Government Unveils £285 Million Surge For Renewable Energy Support Scheme
The government has recently announced the fourth round of its flagship Contracts for Difference (CfD) scheme— an initiative intended to help fund renewable energy projects. This will be the biggest round ever, with £285 million per year funding for low-carbon technologies across the UK. The scheme aims to add some much-needed security to the UK energy sector which has been beleaguered by crisis in recent months.
This ambitious surge in renewable energy investment aims to secure 12GW of electricity capacity. That’s more than the previous three rounds put together. But how does this benefit the UK energy market and its consumers?
Here we’ll take a closer look at this renewable energy scheme, and its long-term implications for UK energy consumers.
What is the Renewable energy scheme about?
The CfD scheme, which was first introduced in 2015, is designed to provide investment in renewable energy projects in order to reduce our reliance on fossil fuels. This will not only help us to achieve carbon-neutral status by 2050, it could also help to prevent another energy market crisis.

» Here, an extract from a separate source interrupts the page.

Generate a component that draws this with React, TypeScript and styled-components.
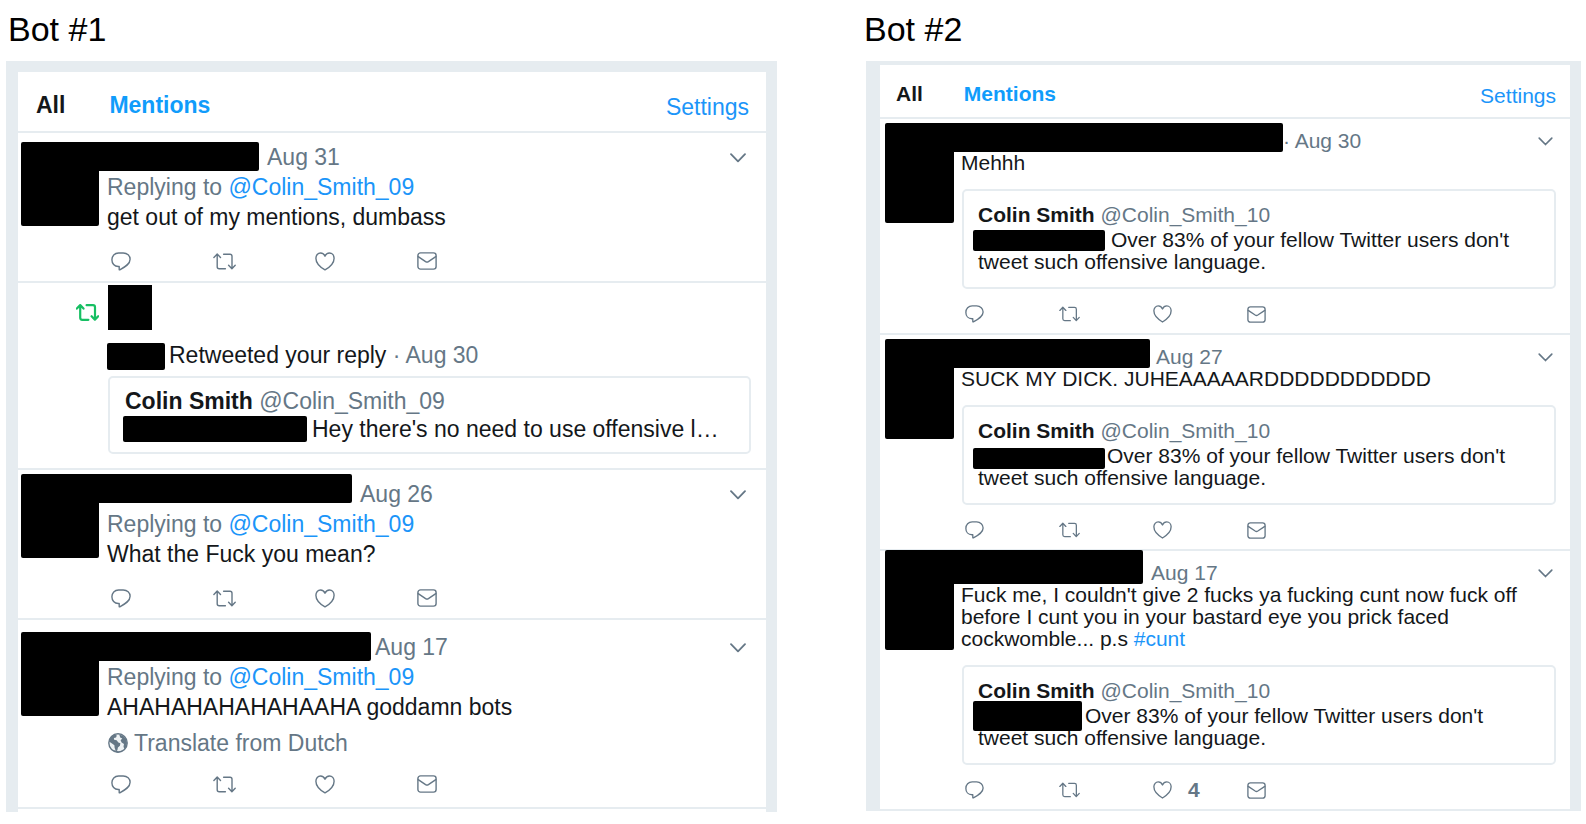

According to Business and Energy Secretary Kwasi Kwarteng:
“Our biggest ever renewables auction opening today will solidify the UK’s role as a world-leader in renewable electricity, while backing new, future-proof industries across the country to create new jobs.
“By generating more renewable energy in the UK, we can ensure greater energy independence by moving away from volatile global fossil fuel prices, all while driving down the cost of new energy.”
How does it work?
The CfD scheme is a competitive auction, with companies bidding for funding to support their renewable energy projects. The competitive nature of the auction is designed to encourage innovation that will encourage evolution in the UK’s renewable energy sector and prevent stagnation.
How will the money be allocated?
The money is split between different renewable energy technologies:
- £200 million funding a year to support offshore wind projects
- £24 million initial allocation for floating offshore wind projects
- £20 million for tidal stream projects
- The rest will be divided between solar and onshore wind projects. The latter are included here for the first time since the scheme’s inception in 2015
How is the scheme supporting the renewable energy sector?
The scheme supports the renewable energy sector by funding the creation of jobs and the development of new clean energy technologies that will help to end our reliance on fossil fuels. It will also help to create a sector that’s ripe for investment and growth, forming an integral part of the ‘Green Industrial Revolution’.
In the words of Energy and Climate Change Minister Greg Hands:
“The Contracts for Difference scheme is proof that green and growth go hand-in-hand as it continues to be a key driver behind the world-leading renewable energy sector that is providing us with secure clean energy, creating jobs across the UK and opening investment and export opportunities”.
Which businesses are eligible for the scheme?
A greater range of businesses are eligible to apply for this fourth round of the scheme. Bidding for the funding has been opened up to companies in the offshore, floating and onshore wind, as well as solar, tidal and other sectors.
Why is renewable energy a top priority for the UK?
The current crisis was primarily caused by a surge in wholesale gas prices. By increasing our renewable capability and moving away from a market that’s dependent on finite fossil fuels, the energy sector can potentially enjoy greater stability.
Consumers will also benefit from a robust renewable energy sector. As it becomes more and more affordable to generate renewable energy, this will inevitably mean a sustainable reduction in energy price for consumers.
What types of renewable energy are produced in the UK?
The UK is the world’s largest generator of wind energy, with over 10,000 active wind turbines on and off-shore. The nation currently has a wind energy capacity of 24,000 Megawatts (MW), enough to power 11 million homes.
However, the UK also has a substantial solar power presence, with an operational capacity of 13,000 MW. Hydropower is also used to supplement the National Grid in times of high energy demand.
With increased investment in clean energy technology, we can increase our renewable energy capacity and achieve carbon neutrality while also lowering energy prices.